:: SUPPLIED MATERIAL ::

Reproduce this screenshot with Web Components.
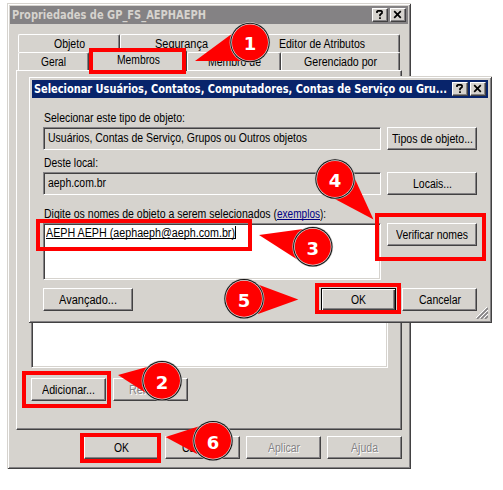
<!DOCTYPE html>
<html lang="pt-BR">
<head>
<meta charset="utf-8">
<title>Propriedades de GP_FS_AEPHAEPH</title>
<style>
html,body{margin:0;width:503px;height:490px;background:#fff;overflow:hidden}
</style>
</head>
<body>
<directory-screen></directory-screen>
<script>
const define = (name, html, setup) => {
  const tpl = document.createElement('template');
  tpl.innerHTML = html;
  customElements.define(name, class extends HTMLElement {
    connectedCallback() {
      if (this.shadowRoot) return;
      this.attachShadow({mode: 'open'}).append(tpl.content.cloneNode(true));
      if (setup) setup(this, this.shadowRoot);
    }
  });
};

// Text squeezed horizontally to the width given in the "w" attribute.
define('ui-text', `<style>
:host{display:block;flex:none;height:14px;line-height:14px;white-space:pre;font:12.3px/14px "Liberation Sans",Arial,sans-serif}
:host([bold]){font:bold 11.5px/14px "DejaVu Sans",Verdana,sans-serif}
span{display:inline-block;transform-origin:0 50%}
:host([underline]) span{text-decoration:underline;text-decoration-thickness:1px;text-underline-offset:1px;text-decoration-skip-ink:none}
</style><span><slot></slot></span>`, (el, root) => {
  const w = +el.getAttribute('w'), s = root.querySelector('span');
  el.style.width = w + 'px';
  s.style.transform = `scaleX(${w / s.getBoundingClientRect().width})`;
});

define('ui-button', `<style>
:host{display:flex;box-sizing:border-box;flex:none;width:75px;height:23px;align-items:center;justify-content:center;background:#d6d3ce;color:#000;
border:1px solid;border-color:#fff #424142 #424142 #fff;box-shadow:inset -1px -1px #848284}
:host([wide]){width:90px}
:host([disabled]){color:#848284;text-shadow:1px 1px #fff}
:host([default]){border-color:#000;box-shadow:inset 1px 1px #fff,inset -1px -1px #424142,inset -2px -2px #848284}
</style><slot></slot>`);

define('caption-button', `<style>
:host{display:block;box-sizing:border-box;flex:none;width:16px;height:14px;background:#d6d3ce;border:1px solid;border-color:#fff #424142 #424142 #fff;box-shadow:inset -1px -1px #848284}
svg{display:block}svg path{fill:none;stroke:#000;stroke-width:1.7}
:host([kind=help]) .x,:host([kind=close]) .q{display:none}
</style><svg width="14" height="12" viewBox="0 0 14 12"><path class="x" d="M3.2 2.2l6.6 6.6M9.8 2.2l-6.6 6.6"/><path class="q" d="M4 4V2.5L5 1.8H8L9 2.5V4L7 5.8V7.2M7 8.2v1.8"/></svg>`);

define('ui-window', `<style>
:host{display:block;position:absolute;isolation:isolate;box-sizing:border-box;background:#d6d3ce;padding:3px;
box-shadow:inset 1px 1px #d6d3ce,inset -1px -1px #424142,inset 2px 2px #fff,inset -2px -2px #848284}
:host([sizable]){padding:4px}
header{display:flex;align-items:center;height:18px;background:#848284;color:#d6d3ce;padding:0 2px;box-sizing:border-box}
:host([active]) header{background:#08246b;color:#fff}
nav{margin-left:auto;display:flex;gap:2px}
</style><header><slot name="title"></slot><nav><caption-button kind="help"></caption-button><caption-button kind="close"></caption-button></nav></header><slot></slot>`);

define('ui-tab', `<style>
:host{display:flex;box-sizing:border-box;height:18px;justify-content:center;align-items:center;background:#d6d3ce;padding-top:1px;
border:solid;border-width:1px 1px 0;border-color:#fff #424142 #fff #fff;border-radius:2px 2px 0 0;box-shadow:inset -1px 0 #848284}
:host([selected]){height:21px;margin-top:-2px;padding-bottom:3px;z-index:1}
</style><slot></slot>`);

define('ui-field', `<style>
:host{display:flex;box-sizing:border-box;width:338px;height:23px;padding:3px 4px;border:1px solid;border-color:#848284 #fff #fff #848284;
box-shadow:inset 1px 1px #424142,inset -1px -1px #d6d3ce}
:host([edit]){background:#fff;height:57px;padding:2px 2px}
</style><slot></slot>`);

define('red-frame', `<style>
:host{position:absolute;display:block;box-sizing:border-box;border:4px solid #f00}
</style>`, el => {
  const [x, y, w, h] = el.getAttribute('box').split(' ');
  el.style.cssText = `left:${x}px;top:${y}px;width:${w}px;height:${h}px`;
});

// Numbered disc with a pointer; "at" is the disc centre, "wedge" the pointer polygon.
define('step-pin', `<style>
:host{position:absolute;inset:0;display:block}svg{display:block}
text{font:bold 18px "DejaVu Sans",Verdana,sans-serif;fill:#fff;text-anchor:middle}
</style><svg width="503" height="490"><polygon fill="#f00"/><g>
<circle r="20.4" fill="#c8c6c4"/><circle r="19.7" fill="#111"/><circle r="18.7" fill="#ddd"/><circle r="18" fill="#f00"/><text y="7.8"></text></g></svg>`, (el, root) => {
  root.querySelector('g').setAttribute('transform', `translate(${el.getAttribute('at')})`);
  root.querySelector('polygon').setAttribute('points', el.getAttribute('wedge'));
  root.querySelector('text').textContent = el.getAttribute('n');
});

define('group-properties', `<style>
:host{display:block}
.tabs{margin:10px 8px 0}
.row{display:grid}.r1{grid-template-columns:102px 123px 157px}.r2{grid-template-columns:71px 98px 94px 119px}
.panel{box-sizing:border-box;width:386px;height:360px;margin-left:6px;padding:19px 0 0 14px;display:flex;flex-direction:column;gap:10px;
border:1px solid;border-color:#fff #424142 #424142 #fff;box-shadow:inset -1px -1px #848284}
ui-field{width:357px;height:278px}
.members{display:flex;gap:7px}
footer{display:flex;gap:6px;margin:6px 0 0 74px}
</style>
<div class="tabs"><div class="row r1"><ui-tab><ui-text w="31">Objeto</ui-text></ui-tab><ui-tab><ui-text w="53">Segurança</ui-text></ui-tab><ui-tab><ui-text w="86">Editor de Atributos</ui-text></ui-tab></div>
<div class="row r2" style="height:18px"><ui-tab><ui-text w="25">Geral</ui-text></ui-tab><ui-tab selected><ui-text w="43">Membros</ui-text></ui-tab><ui-tab><ui-text w="53">Membro de</ui-text></ui-tab><ui-tab><ui-text w="73">Gerenciado por</ui-text></ui-tab></div></div>
<div class="panel"><ui-field edit></ui-field>
<div class="members"><ui-button><ui-text w="53">Adicionar...</ui-text></ui-button><ui-button disabled><ui-text w="44">Remover</ui-text></ui-button></div></div>
<footer><ui-button><ui-text w="15">OK</ui-text></ui-button><ui-button><ui-text w="42">Cancelar</ui-text></ui-button><ui-button disabled><ui-text w="32">Aplicar</ui-text></ui-button><ui-button disabled><ui-text w="27">Ajuda</ui-text></ui-button></footer>`);

define('object-picker', `<style>
:host{display:block;padding:13px 11px 0;height:221px;box-sizing:border-box;position:relative}
.grid{display:grid;grid-template-columns:338px 90px;column-gap:6px;grid-template-rows:16px 23px 22px 23px 28px 57px}
.grid>ui-text,.line{grid-column:1/3;align-self:end;padding-left:1px}
.grid>.low{padding-bottom:2px}
.line{display:flex;padding-bottom:2px}
.link{color:#000084}
.caret{width:1px;height:13px;background:#000}
footer{display:flex;gap:6px;margin-top:8px}
footer>:first-child{margin-right:auto}
.grip{position:absolute;right:0;bottom:0}
</style>
<div class="grid">
<ui-text class="low" w="141">Selecionar este tipo de objeto:</ui-text>
<ui-field><ui-text w="259">Usuários, Contas de Serviço, Grupos ou Outros objetos</ui-text></ui-field><ui-button wide><ui-text w="81">Tipos de objeto...</ui-text></ui-button>
<ui-text class="low" w="54">Deste local:</ui-text>
<ui-field><ui-text w="58">aeph.com.br</ui-text></ui-field><ui-button wide><ui-text w="39">Locais...</ui-text></ui-button>
<div class="line"><ui-text w="233">Digite os nomes de objeto a serem selecionados (</ui-text><ui-text class="link" underline w="43">exemplos</ui-text><ui-text w="6">):</ui-text></div>
<ui-field edit><ui-text underline w="189">AEPH AEPH (aephaeph@aeph.com.br)</ui-text><span class="caret"></span></ui-field><ui-button wide><ui-text w="72">Verificar nomes</ui-text></ui-button>
</div>
<footer><ui-button wide><ui-text w="58">Avançado...</ui-text></ui-button><ui-button default><ui-text w="15">OK</ui-text></ui-button><ui-button><ui-text w="42">Cancelar</ui-text></ui-button></footer>
<svg class="grip" width="12" height="12"><path d="M1 12L12 1M5 12L12 5M9 12L12 9" stroke="#848284" stroke-width="1.6"/><path d="M0 11L11 0M4 11L12 3M8 11L12 7" stroke="#fff"/></svg>`);

define('directory-screen', `<style>
:host{display:block;position:relative;width:503px;height:490px;overflow:hidden;background:#fff}
.props{left:7px;top:3px;width:404px;height:466px}
.picker{left:28px;top:76px;width:464px;height:247px}
</style>
<ui-window class="props"><ui-text slot="title" bold w="194">Propriedades de GP_FS_AEPHAEPH</ui-text><group-properties></group-properties></ui-window>
<red-frame box="89 48 97 26"></red-frame>
<ui-window class="picker" active sizable><ui-text slot="title" bold w="413">Selecionar Usuários, Contatos, Computadores, Contas de Serviço ou Gru...</ui-text><object-picker></object-picker></ui-window>
<red-frame box="22 371 89 37"></red-frame><red-frame box="36 219 216 32"></red-frame><red-frame box="375 213 111 48"></red-frame><red-frame box="315 283 86 31"></red-frame><red-frame box="80 433 81 30"></red-frame>
<step-pin n="1" at="250 42.5" wedge="195,61 233,33 245,61"></step-pin>
<step-pin n="2" at="162 380.7" wedge="118,375 149,366.5 146,393"></step-pin>
<step-pin n="3" at="312.8 246.7" wedge="259,235 303,229 298,260"></step-pin>
<step-pin n="4" at="335 179" wedge="373.5,219.5 355,179 333,198"></step-pin>
<step-pin n="5" at="244 298.7" wedge="298.3,299.5 258,284.5 258,314"></step-pin>
<step-pin n="6" at="213 440.7" wedge="165.5,437 200,426 197,454"></step-pin>`);
</script>
</body>
</html>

:::

WORK INSTRUCTIONS - Determine the number of lines in the listing that contain the string "with". Write that number and nothing else.

SOLVED EXERCISE - 2